À la lumière de l’histoire de la déréglementation à ce jour, il est intéressant de voir l’IATA, l’association du transport aérien international, réagir à l’actuel ralentissement économique et aux pertes totalisant des milliards de dollars à l’échelle mondiale en réclamant plus de déréglementation et une plus forte consolidation des marchés. L’IATA propose l’élimination des restrictions imposées sur la propriété des transporteurs nationaux et des dernières restrictions qui restent en matière de vols internationaux et de cabotage. L’association réclame aussi d’autres réductions draconiennes du nombre de transporteurs aériens en exploitation à l’échelle planétaire.
Il est difficile de comprendre comment plus de déréglementation et des marchés plus concentrés produiront des résultats différents.
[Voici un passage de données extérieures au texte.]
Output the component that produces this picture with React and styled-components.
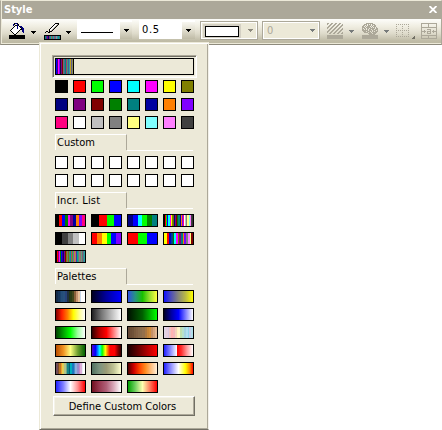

Il est tout aussi difficile de comprendre comment la création de monopoles plus forts et aucunement réglementés aidera les consommateurs, particulièrement ceux à l’extérieur des routes « principales » les plus empruntées pouvant maintenir une certaine concurrence.
Toute évaluation raisonnable des preuves de la déréglementation arriverait à la conclusion que nous devons non seulement maintenir en place les contrôles publics sur l’industrie, mais aussi remettre en place un régime plus complet qui protégera les voyageurs, les collectivités et les travailleurs.
L’argument n’a rien de nouveau. L’AIM dénonce la déréglementation et s’y oppose depuis plus de 30 ans. Malheureusement, la réalité exerce peu d’influence sur la vision des idéologues du libre marché. Les entreprises cherchent à étendre leur pouvoir et leur contrôle sur les marchés, et elles ont l’écoute des gouvernements depuis plusieurs décennies.
Notre seul espoir est que la crise économique finisse par sensibiliser les décideurs à la folie d’une déréglementation totale du transport aérien. Voilà le message que nous devons transmettre à nos gouvernements et aux législateurs, tous partis confondus.